### Information shown
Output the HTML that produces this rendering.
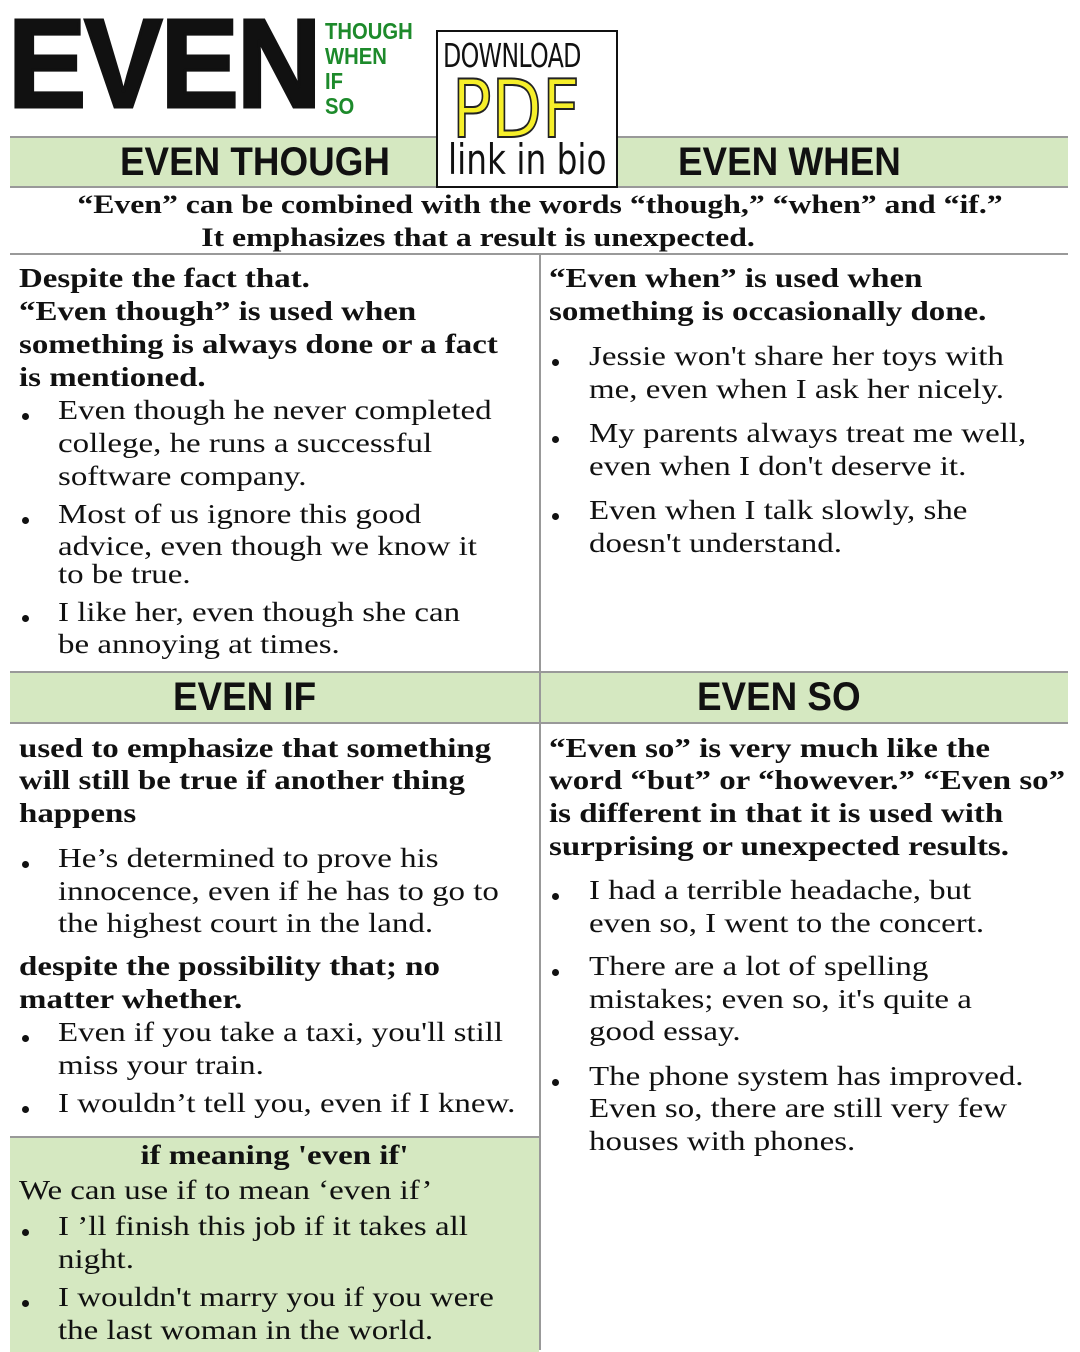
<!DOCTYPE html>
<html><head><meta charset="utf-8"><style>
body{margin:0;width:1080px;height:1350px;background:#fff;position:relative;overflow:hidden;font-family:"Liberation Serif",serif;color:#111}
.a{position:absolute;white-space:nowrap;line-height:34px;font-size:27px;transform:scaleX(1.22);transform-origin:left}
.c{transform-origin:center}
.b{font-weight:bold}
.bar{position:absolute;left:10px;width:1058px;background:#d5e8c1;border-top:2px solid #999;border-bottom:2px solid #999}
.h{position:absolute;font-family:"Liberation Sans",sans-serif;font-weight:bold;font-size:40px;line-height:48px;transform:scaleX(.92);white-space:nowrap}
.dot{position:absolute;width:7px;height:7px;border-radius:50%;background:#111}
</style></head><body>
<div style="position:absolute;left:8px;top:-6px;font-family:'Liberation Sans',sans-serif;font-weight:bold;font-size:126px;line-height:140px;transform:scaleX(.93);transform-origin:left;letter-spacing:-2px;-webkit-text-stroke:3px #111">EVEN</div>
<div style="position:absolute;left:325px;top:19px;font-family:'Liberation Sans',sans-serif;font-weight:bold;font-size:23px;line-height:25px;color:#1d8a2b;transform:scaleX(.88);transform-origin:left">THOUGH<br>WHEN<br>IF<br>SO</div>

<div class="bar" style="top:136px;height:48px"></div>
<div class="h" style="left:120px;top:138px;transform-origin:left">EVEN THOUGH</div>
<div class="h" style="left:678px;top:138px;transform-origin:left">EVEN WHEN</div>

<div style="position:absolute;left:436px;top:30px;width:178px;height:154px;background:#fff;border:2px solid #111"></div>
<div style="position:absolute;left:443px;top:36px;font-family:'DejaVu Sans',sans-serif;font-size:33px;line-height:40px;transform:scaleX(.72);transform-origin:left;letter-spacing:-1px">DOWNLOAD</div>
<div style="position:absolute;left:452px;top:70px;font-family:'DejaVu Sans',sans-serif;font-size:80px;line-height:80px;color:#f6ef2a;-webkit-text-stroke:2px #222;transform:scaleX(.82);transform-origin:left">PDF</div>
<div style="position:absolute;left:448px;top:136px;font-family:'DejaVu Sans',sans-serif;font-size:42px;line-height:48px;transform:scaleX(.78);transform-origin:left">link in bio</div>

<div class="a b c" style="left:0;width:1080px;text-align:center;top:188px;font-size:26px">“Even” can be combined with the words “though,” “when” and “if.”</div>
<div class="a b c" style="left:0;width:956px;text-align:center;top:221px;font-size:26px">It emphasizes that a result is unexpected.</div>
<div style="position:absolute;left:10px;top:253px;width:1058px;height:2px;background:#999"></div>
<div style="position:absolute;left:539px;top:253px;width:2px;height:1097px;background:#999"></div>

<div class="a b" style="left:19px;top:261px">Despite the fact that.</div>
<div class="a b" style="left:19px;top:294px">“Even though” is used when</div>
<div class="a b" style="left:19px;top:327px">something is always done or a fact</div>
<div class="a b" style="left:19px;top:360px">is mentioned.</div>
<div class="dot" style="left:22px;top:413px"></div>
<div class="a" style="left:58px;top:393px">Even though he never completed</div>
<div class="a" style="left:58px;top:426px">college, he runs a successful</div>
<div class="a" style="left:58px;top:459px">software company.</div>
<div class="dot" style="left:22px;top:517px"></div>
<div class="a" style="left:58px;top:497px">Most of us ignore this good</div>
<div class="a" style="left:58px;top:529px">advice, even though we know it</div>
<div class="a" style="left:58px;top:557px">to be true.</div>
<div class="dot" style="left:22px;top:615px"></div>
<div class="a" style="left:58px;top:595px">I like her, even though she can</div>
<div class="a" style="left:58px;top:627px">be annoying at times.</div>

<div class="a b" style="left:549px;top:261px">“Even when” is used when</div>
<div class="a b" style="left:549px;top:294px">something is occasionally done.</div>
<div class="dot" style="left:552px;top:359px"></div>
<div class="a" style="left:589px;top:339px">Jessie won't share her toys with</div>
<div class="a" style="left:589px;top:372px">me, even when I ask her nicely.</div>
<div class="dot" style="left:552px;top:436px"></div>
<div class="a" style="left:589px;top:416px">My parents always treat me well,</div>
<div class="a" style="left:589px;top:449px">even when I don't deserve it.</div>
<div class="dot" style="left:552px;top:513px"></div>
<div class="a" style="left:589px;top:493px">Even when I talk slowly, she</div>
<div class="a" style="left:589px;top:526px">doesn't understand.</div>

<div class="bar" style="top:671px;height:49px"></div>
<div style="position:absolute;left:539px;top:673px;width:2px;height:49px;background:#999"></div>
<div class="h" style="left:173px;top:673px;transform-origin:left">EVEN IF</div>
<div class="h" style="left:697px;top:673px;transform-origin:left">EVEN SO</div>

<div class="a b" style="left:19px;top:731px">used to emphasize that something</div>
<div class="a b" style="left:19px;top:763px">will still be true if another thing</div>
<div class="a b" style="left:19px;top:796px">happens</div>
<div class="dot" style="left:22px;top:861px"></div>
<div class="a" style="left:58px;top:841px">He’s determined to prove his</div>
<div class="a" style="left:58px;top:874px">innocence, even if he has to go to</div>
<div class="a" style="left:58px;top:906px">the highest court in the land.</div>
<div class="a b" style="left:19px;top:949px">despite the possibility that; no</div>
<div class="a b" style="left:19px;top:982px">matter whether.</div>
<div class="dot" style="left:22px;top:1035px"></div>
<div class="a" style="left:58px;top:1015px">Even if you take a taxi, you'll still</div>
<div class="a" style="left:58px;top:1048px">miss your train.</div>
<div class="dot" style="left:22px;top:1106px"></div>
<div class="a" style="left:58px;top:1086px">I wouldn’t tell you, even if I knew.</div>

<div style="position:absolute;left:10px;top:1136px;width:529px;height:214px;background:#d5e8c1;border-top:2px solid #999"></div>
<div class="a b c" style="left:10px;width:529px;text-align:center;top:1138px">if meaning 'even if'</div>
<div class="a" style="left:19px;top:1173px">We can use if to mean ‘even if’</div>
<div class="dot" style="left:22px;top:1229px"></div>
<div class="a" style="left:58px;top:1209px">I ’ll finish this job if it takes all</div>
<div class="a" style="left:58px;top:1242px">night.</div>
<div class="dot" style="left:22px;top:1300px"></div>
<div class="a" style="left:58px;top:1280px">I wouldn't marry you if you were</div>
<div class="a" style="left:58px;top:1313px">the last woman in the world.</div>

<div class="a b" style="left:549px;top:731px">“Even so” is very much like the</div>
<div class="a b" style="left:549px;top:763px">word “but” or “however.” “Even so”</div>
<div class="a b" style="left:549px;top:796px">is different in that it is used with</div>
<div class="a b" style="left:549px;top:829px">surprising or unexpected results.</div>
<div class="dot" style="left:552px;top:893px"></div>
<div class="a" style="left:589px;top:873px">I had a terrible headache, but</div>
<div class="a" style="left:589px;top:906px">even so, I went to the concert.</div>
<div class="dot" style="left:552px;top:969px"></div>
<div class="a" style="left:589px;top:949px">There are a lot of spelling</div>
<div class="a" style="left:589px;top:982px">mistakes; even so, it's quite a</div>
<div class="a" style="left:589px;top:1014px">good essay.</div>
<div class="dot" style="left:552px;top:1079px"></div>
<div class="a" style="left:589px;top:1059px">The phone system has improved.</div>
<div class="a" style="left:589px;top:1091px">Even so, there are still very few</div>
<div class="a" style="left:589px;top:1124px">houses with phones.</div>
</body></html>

### What you are asked to do
Print the full listing exactly, dropping the pictures.

### Output of the task
Output the HTML that produces this rendering.
<!DOCTYPE html>
<html><head><meta charset="utf-8"><style>
body{margin:0;width:1080px;height:1350px;background:#fff;position:relative;overflow:hidden;font-family:"Liberation Serif",serif;color:#111}
.a{position:absolute;white-space:nowrap;line-height:34px;font-size:27px;transform:scaleX(1.22);transform-origin:left}
.c{transform-origin:center}
.b{font-weight:bold}
.bar{position:absolute;left:10px;width:1058px;background:#d5e8c1;border-top:2px solid #999;border-bottom:2px solid #999}
.h{position:absolute;font-family:"Liberation Sans",sans-serif;font-weight:bold;font-size:40px;line-height:48px;transform:scaleX(.92);white-space:nowrap}
.dot{position:absolute;width:7px;height:7px;border-radius:50%;background:#111}
</style></head><body>
<div style="position:absolute;left:8px;top:-6px;font-family:'Liberation Sans',sans-serif;font-weight:bold;font-size:126px;line-height:140px;transform:scaleX(.93);transform-origin:left;letter-spacing:-2px;-webkit-text-stroke:3px #111">EVEN</div>
<div style="position:absolute;left:325px;top:19px;font-family:'Liberation Sans',sans-serif;font-weight:bold;font-size:23px;line-height:25px;color:#1d8a2b;transform:scaleX(.88);transform-origin:left">THOUGH<br>WHEN<br>IF<br>SO</div>

<div class="bar" style="top:136px;height:48px"></div>
<div class="h" style="left:120px;top:138px;transform-origin:left">EVEN THOUGH</div>
<div class="h" style="left:678px;top:138px;transform-origin:left">EVEN WHEN</div>

<div style="position:absolute;left:436px;top:30px;width:178px;height:154px;background:#fff;border:2px solid #111"></div>
<div style="position:absolute;left:443px;top:36px;font-family:'DejaVu Sans',sans-serif;font-size:33px;line-height:40px;transform:scaleX(.72);transform-origin:left;letter-spacing:-1px">DOWNLOAD</div>
<div style="position:absolute;left:452px;top:70px;font-family:'DejaVu Sans',sans-serif;font-size:80px;line-height:80px;color:#f6ef2a;-webkit-text-stroke:2px #222;transform:scaleX(.82);transform-origin:left">PDF</div>
<div style="position:absolute;left:448px;top:136px;font-family:'DejaVu Sans',sans-serif;font-size:42px;line-height:48px;transform:scaleX(.78);transform-origin:left">link in bio</div>

<div class="a b c" style="left:0;width:1080px;text-align:center;top:188px;font-size:26px">“Even” can be combined with the words “though,” “when” and “if.”</div>
<div class="a b c" style="left:0;width:956px;text-align:center;top:221px;font-size:26px">It emphasizes that a result is unexpected.</div>
<div style="position:absolute;left:10px;top:253px;width:1058px;height:2px;background:#999"></div>
<div style="position:absolute;left:539px;top:253px;width:2px;height:1097px;background:#999"></div>

<div class="a b" style="left:19px;top:261px">Despite the fact that.</div>
<div class="a b" style="left:19px;top:294px">“Even though” is used when</div>
<div class="a b" style="left:19px;top:327px">something is always done or a fact</div>
<div class="a b" style="left:19px;top:360px">is mentioned.</div>
<div class="dot" style="left:22px;top:413px"></div>
<div class="a" style="left:58px;top:393px">Even though he never completed</div>
<div class="a" style="left:58px;top:426px">college, he runs a successful</div>
<div class="a" style="left:58px;top:459px">software company.</div>
<div class="dot" style="left:22px;top:517px"></div>
<div class="a" style="left:58px;top:497px">Most of us ignore this good</div>
<div class="a" style="left:58px;top:529px">advice, even though we know it</div>
<div class="a" style="left:58px;top:557px">to be true.</div>
<div class="dot" style="left:22px;top:615px"></div>
<div class="a" style="left:58px;top:595px">I like her, even though she can</div>
<div class="a" style="left:58px;top:627px">be annoying at times.</div>

<div class="a b" style="left:549px;top:261px">“Even when” is used when</div>
<div class="a b" style="left:549px;top:294px">something is occasionally done.</div>
<div class="dot" style="left:552px;top:359px"></div>
<div class="a" style="left:589px;top:339px">Jessie won't share her toys with</div>
<div class="a" style="left:589px;top:372px">me, even when I ask her nicely.</div>
<div class="dot" style="left:552px;top:436px"></div>
<div class="a" style="left:589px;top:416px">My parents always treat me well,</div>
<div class="a" style="left:589px;top:449px">even when I don't deserve it.</div>
<div class="dot" style="left:552px;top:513px"></div>
<div class="a" style="left:589px;top:493px">Even when I talk slowly, she</div>
<div class="a" style="left:589px;top:526px">doesn't understand.</div>

<div class="bar" style="top:671px;height:49px"></div>
<div style="position:absolute;left:539px;top:673px;width:2px;height:49px;background:#999"></div>
<div class="h" style="left:173px;top:673px;transform-origin:left">EVEN IF</div>
<div class="h" style="left:697px;top:673px;transform-origin:left">EVEN SO</div>

<div class="a b" style="left:19px;top:731px">used to emphasize that something</div>
<div class="a b" style="left:19px;top:763px">will still be true if another thing</div>
<div class="a b" style="left:19px;top:796px">happens</div>
<div class="dot" style="left:22px;top:861px"></div>
<div class="a" style="left:58px;top:841px">He’s determined to prove his</div>
<div class="a" style="left:58px;top:874px">innocence, even if he has to go to</div>
<div class="a" style="left:58px;top:906px">the highest court in the land.</div>
<div class="a b" style="left:19px;top:949px">despite the possibility that; no</div>
<div class="a b" style="left:19px;top:982px">matter whether.</div>
<div class="dot" style="left:22px;top:1035px"></div>
<div class="a" style="left:58px;top:1015px">Even if you take a taxi, you'll still</div>
<div class="a" style="left:58px;top:1048px">miss your train.</div>
<div class="dot" style="left:22px;top:1106px"></div>
<div class="a" style="left:58px;top:1086px">I wouldn’t tell you, even if I knew.</div>

<div style="position:absolute;left:10px;top:1136px;width:529px;height:214px;background:#d5e8c1;border-top:2px solid #999"></div>
<div class="a b c" style="left:10px;width:529px;text-align:center;top:1138px">if meaning 'even if'</div>
<div class="a" style="left:19px;top:1173px">We can use if to mean ‘even if’</div>
<div class="dot" style="left:22px;top:1229px"></div>
<div class="a" style="left:58px;top:1209px">I ’ll finish this job if it takes all</div>
<div class="a" style="left:58px;top:1242px">night.</div>
<div class="dot" style="left:22px;top:1300px"></div>
<div class="a" style="left:58px;top:1280px">I wouldn't marry you if you were</div>
<div class="a" style="left:58px;top:1313px">the last woman in the world.</div>

<div class="a b" style="left:549px;top:731px">“Even so” is very much like the</div>
<div class="a b" style="left:549px;top:763px">word “but” or “however.” “Even so”</div>
<div class="a b" style="left:549px;top:796px">is different in that it is used with</div>
<div class="a b" style="left:549px;top:829px">surprising or unexpected results.</div>
<div class="dot" style="left:552px;top:893px"></div>
<div class="a" style="left:589px;top:873px">I had a terrible headache, but</div>
<div class="a" style="left:589px;top:906px">even so, I went to the concert.</div>
<div class="dot" style="left:552px;top:969px"></div>
<div class="a" style="left:589px;top:949px">There are a lot of spelling</div>
<div class="a" style="left:589px;top:982px">mistakes; even so, it's quite a</div>
<div class="a" style="left:589px;top:1014px">good essay.</div>
<div class="dot" style="left:552px;top:1079px"></div>
<div class="a" style="left:589px;top:1059px">The phone system has improved.</div>
<div class="a" style="left:589px;top:1091px">Even so, there are still very few</div>
<div class="a" style="left:589px;top:1124px">houses with phones.</div>
</body></html>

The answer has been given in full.